Lily Zeleke, acting deputy chief information officer at the Department of Defense, said DOD is on schedule to award the potential $9 billion Joint Warfighting Cloud Capability contract by the end of 2022, C4ISRNET reported Thursday.
“December 2022 is still the date we’re aiming for, for awards,” Zeleke said at an event Wedneday. “I can tell you we’re progressing well, and we anticipate to meet that date.”
In July 2021, the Pentagon launched JWCC as a multivendor procurement to replace the single-award Joint Enterprise Defense Infrastructure cloud program and provide a capability to link forces across ground, air, space, maritime and cyber domains in support of the Joint All-Domain Command and Control effort.

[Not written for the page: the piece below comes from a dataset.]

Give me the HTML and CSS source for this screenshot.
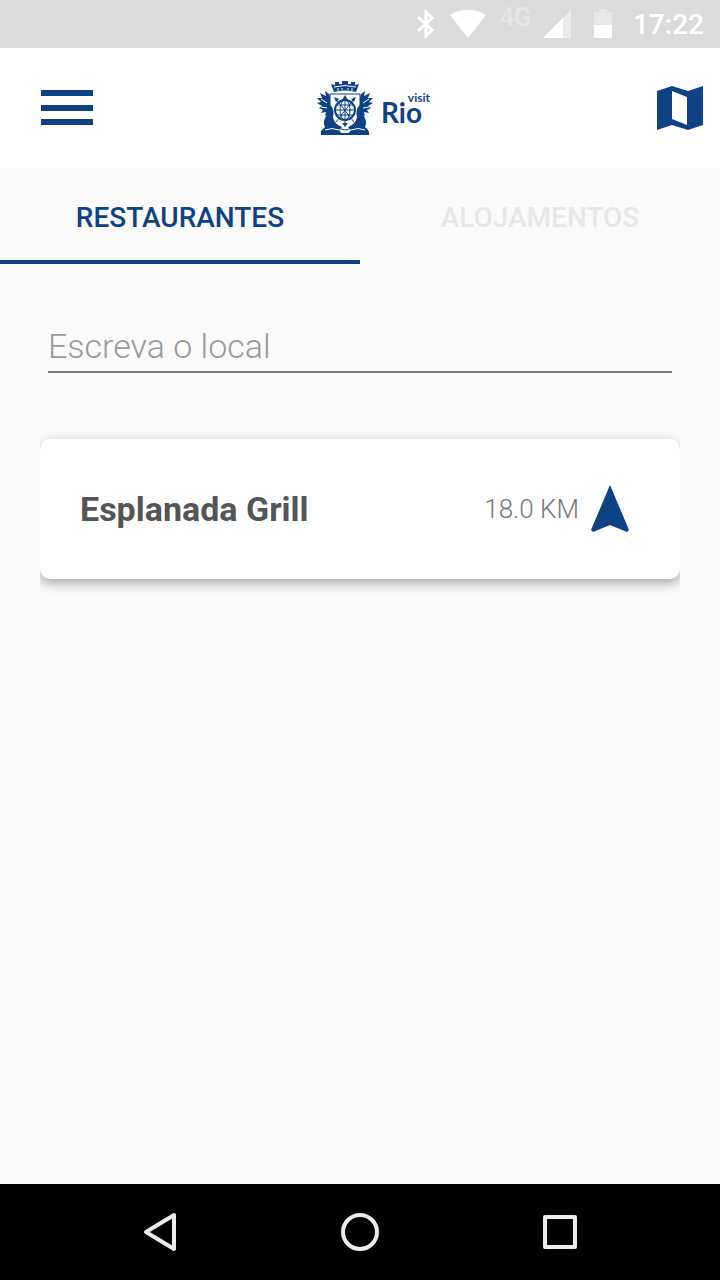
FILE: index.html
```html
<!DOCTYPE html>
<html lang="pt">

<head>
    <meta charset="UTF-8">
    <meta name="viewport" content="width=device-width, initial-scale=1.0">
    <title>Visit Rio</title>
    <link rel="stylesheet" href="styles.css">
</head>

<body>
    <div class="status-bar">
        <svg class="bluetooth" width="20" height="30" viewBox="0 0 20 30" fill="none" stroke="#fff" stroke-width="3">
            <path d="M2 8l14 13-6 6V3l6 6L2 22" />
        </svg>
        <svg class="wifi" width="36" height="30" viewBox="0 0 36 30" fill="#fff">
            <path d="M18 29L0 6C10-1 26-1 36 6z" />
        </svg>
        <span class="network">4G</span>
        <svg class="signal" width="30" height="30" viewBox="0 0 30 30">
            <path fill="#ebebeb" d="M28 1v28H0z" />
            <path fill="#fff" d="M20 9v20H0z" />
        </svg>
        <svg class="battery" width="20" height="30" viewBox="0 0 20 30">
            <path fill="#e7e7e7" d="M6 0h8v3h5v13H1V3h5z" />
            <path fill="#fff" d="M1 16h18v13H1z" />
        </svg>
        <span class="clock">17:22</span>
    </div>

    <header class="toolbar">
        <button class="icon-button" type="button" aria-label="Menu">
            <svg width="54" height="36" viewBox="0 0 54 36" fill="#0f4284">
                <path d="M1 0h52v6H1zM1 15h52v6H1zM1 29h52v6H1z" />
            </svg>
        </button>

        <div class="brand">
            <svg class="crest" width="56" height="54" viewBox="0 0 56 54" fill="#0f4284">
                <!-- crown -->
                <path d="M17 11L14 3l4 1V1h4v2h3V0h6v3h3V1h4v3l4-1-3 8q-11-3-22 0z" />
                <path d="M17 6q11-3 22 0" fill="none" stroke="#fff" />
                <path d="M21 7v3M25 7v2M31 7v2M35 7v3" stroke="#fff" />
                <!-- laurel on both sides -->
                <path d="M12 13l-4-3 1 5-6-3 2 5-5 0 4 4-4 1 5 3-3 2 4 2-2 3 5-1-1 4 5-3V16z" />
                <path d="M44 13l4-3-1 5 6-3-2 5 5 0-4 4 4 1-5 3 3 2-4 2 2 3-5-1 1 4-5-3V16z" />
                <path d="M4 18l6 4M4 26l6 1M52 18l-6 4M52 26l-6 1" stroke="#fff" />
                <!-- shield -->
                <path d="M13 13h30v25q-3 9-15 11-12-2-15-11z" fill="#fff" stroke="#0f4284" />
                <!-- armillary sphere and arrows -->
                <g fill="none" stroke="#0f4284">
                    <circle cx="28" cy="29" r="10" stroke-width="2" />
                    <ellipse cx="28" cy="29" rx="5" ry="10" />
                    <path d="M28 17v27M18 29h20M20 24h16M20 34h16M19 18l18 23M37 18L19 41" />
                </g>
                <path d="M28 14l3 5h-6zM17 16l5 2-3 3zM39 16l-5 2 3 3zM28 46l-3-4h6z" />
                <!-- dolphins -->
                <path d="M12 23c5 4 5 8 4 13 1 5 4 8 9 10l-3 3 3 4H4c-1-3 2-5 4-7-3-6 1-10 3-15z" />
                <path d="M44 23c-5 4-5 8-4 13-1 5-4 8-9 10l3 3-3 4h21c1-3-2-5-4-7 3-6-1-10-3-15z" />
                <path d="M8 49q7-3 14 0M48 49q-7-3-14 0" fill="none" stroke="#fff" />
                <path d="M4 52h48v2H4z" />
            </svg>
            <div class="brand-name">Rio<span class="brand-visit">visit</span></div>
        </div>

        <button class="icon-button" type="button" aria-label="Mapa">
            <svg width="46" height="46" viewBox="0 0 46 46">
                <path fill="#0f4284" fill-rule="evenodd" d="M0 6L15 1l16 5 15-5v39l-15 5-16-5-15 5zM15 6v28l15 6V12z" />
            </svg>
        </button>
    </header>

    <nav class="tabs">
        <button class="tab active" type="button">RESTAURANTES</button>
        <button class="tab" type="button">ALOJAMENTOS</button>
    </nav>

    <main class="content">
        <input class="search" type="text" aria-label="Escreva o local" placeholder="Escreva o local">

        <div class="card-wrap">
            <div class="card">
                <h2 class="place">Esplanada Grill</h2>
                <span class="distance">18.0 KM</span>
                <svg width="38" height="48" viewBox="0 0 38 48" fill="#0f4284">
                    <path d="M19 0l19 45-2 2-17-7-17 7-2-2z" />
                </svg>
            </div>
        </div>
    </main>

    <footer class="nav-bar">
        <button class="nav-button" type="button" aria-label="Voltar">
            <svg width="40" height="40" viewBox="0 0 40 40">
                <path d="M34 3v34L6 20z" />
            </svg>
        </button>
        <button class="nav-button" type="button" aria-label="Início">
            <svg width="40" height="40" viewBox="0 0 40 40">
                <circle cx="20" cy="20" r="17" />
            </svg>
        </button>
        <button class="nav-button" type="button" aria-label="Recentes">
            <svg width="40" height="40" viewBox="0 0 40 40">
                <rect x="5" y="5" width="30" height="30" />
            </svg>
        </button>
    </footer>
</body>

</html>
```
FILE: styles.css
```css
* {
    box-sizing: border-box;
}

body {
    font-family: Roboto, "Liberation Sans", sans-serif;
    margin: 0;
    background-color: #fafafa;
    display: flex;
    flex-direction: column;
    min-height: 100vh;
}

svg {
    display: block;
    flex-shrink: 0;
}

button {
    font-family: inherit;
    padding: 0;
    border: none;
    background: none;
    cursor: pointer;
}

.status-bar {
    display: flex;
    justify-content: flex-end;
    align-items: center;
    height: 48px;
    padding: 0 16px;
    background-color: #dbdbdb;
    color: #fff;
}

.wifi,
.network {
    margin-left: 14px;
}

.network {
    font-size: 25px;
    line-height: 24px;
    font-weight: 500;
    color: #e7e7e7;
    padding-bottom: 12px;
}

.signal {
    margin-left: 12px;
}

.battery {
    margin-left: 20px;
}

.clock {
    margin-left: 20px;
    font-size: 28px;
    font-weight: 500;
}

.toolbar {
    display: flex;
    justify-content: space-between;
    align-items: center;
    height: 120px;
    padding: 0 17px 0 40px;
    background-color: #fff;
}

.brand {
    display: flex;
    align-items: center;
    gap: 8px;
    padding-right: 4px;
}

.brand-name {
    position: relative;
    padding: 8px 8px 0 0;
    font-family: Lato, sans-serif;
    font-size: 28px;
    line-height: 32px;
    font-weight: 700;
    color: #0f4284;
}

.brand-visit {
    position: absolute;
    top: 4px;
    right: 0;
    font-size: 12px;
    line-height: 12px;
}

.tabs {
    display: flex;
    height: 96px;
}

.tab {
    flex: 1;
    padding-top: 2px;
    border-top: 4px solid transparent;
    border-bottom: 4px solid transparent;
    font-size: 28px;
    font-weight: 500;
    color: #e7e7e7;
}

.tab.active {
    color: #0f4284;
    border-bottom-color: #0f4284;
}

.content {
    flex: 1;
    padding: 56px 40px;
}

.search {
    display: block;
    width: calc(100% - 16px);
    height: 53px;
    margin: 0 8px 58px;
    padding: 0;
    border: none;
    border-bottom: 2px solid #7b7b7b;
    background: none;
    font-family: inherit;
    font-size: 34px;
    font-weight: 300;
    color: #555;
    outline: none;
}

.search::placeholder {
    color: #999;
}

/* the shadow is cut off at the sides of the list */
.card-wrap {
    padding: 8px 0 20px;
    overflow: hidden;
}

.card {
    display: flex;
    align-items: center;
    height: 140px;
    padding: 0 51px 0 40px;
    border-radius: 10px;
    background-color: #fff;
    box-shadow: 0 4px 12px rgba(0, 0, 0, 0.35);
}

.place {
    flex: 1;
    margin: 0;
    font-size: 34px;
    font-weight: 700;
    color: #555;
}

.distance {
    margin-right: 12px;
    font-size: 26px;
    font-weight: 300;
    color: #777;
}

.nav-bar {
    display: flex;
    justify-content: center;
    align-items: center;
    gap: 160px;
    height: 96px;
    background-color: #000;
}

.nav-button svg {
    fill: none;
    stroke: #ebebeb;
    stroke-width: 4;
    stroke-linejoin: round;
}
```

In November 2021, the department invited Amazon (Nasdaq: AMZN), Microsoft (Nasdaq: MSFT), Oracle (NYSE: ORCL) and Google to compete for the JWCC contract.
DOD originally planned to award the JWCC contract in April but decided to push back the award window to provide time for additional due diligence.
“It’s actually really exciting to have that coming forth, because it’s imperative to our ability to do Joint All-Domain Command and Control, JADC2, as you’ve heard,” Zeleke said.
“We’ve also learned over the years that we’ve been doing cloud that it’s imperative that we do our due diligence, and we pivot when necessary, to make sure that we are going to arrive at something that is going to meet the warfighters’ needs, the stakeholders’ needs,” she added.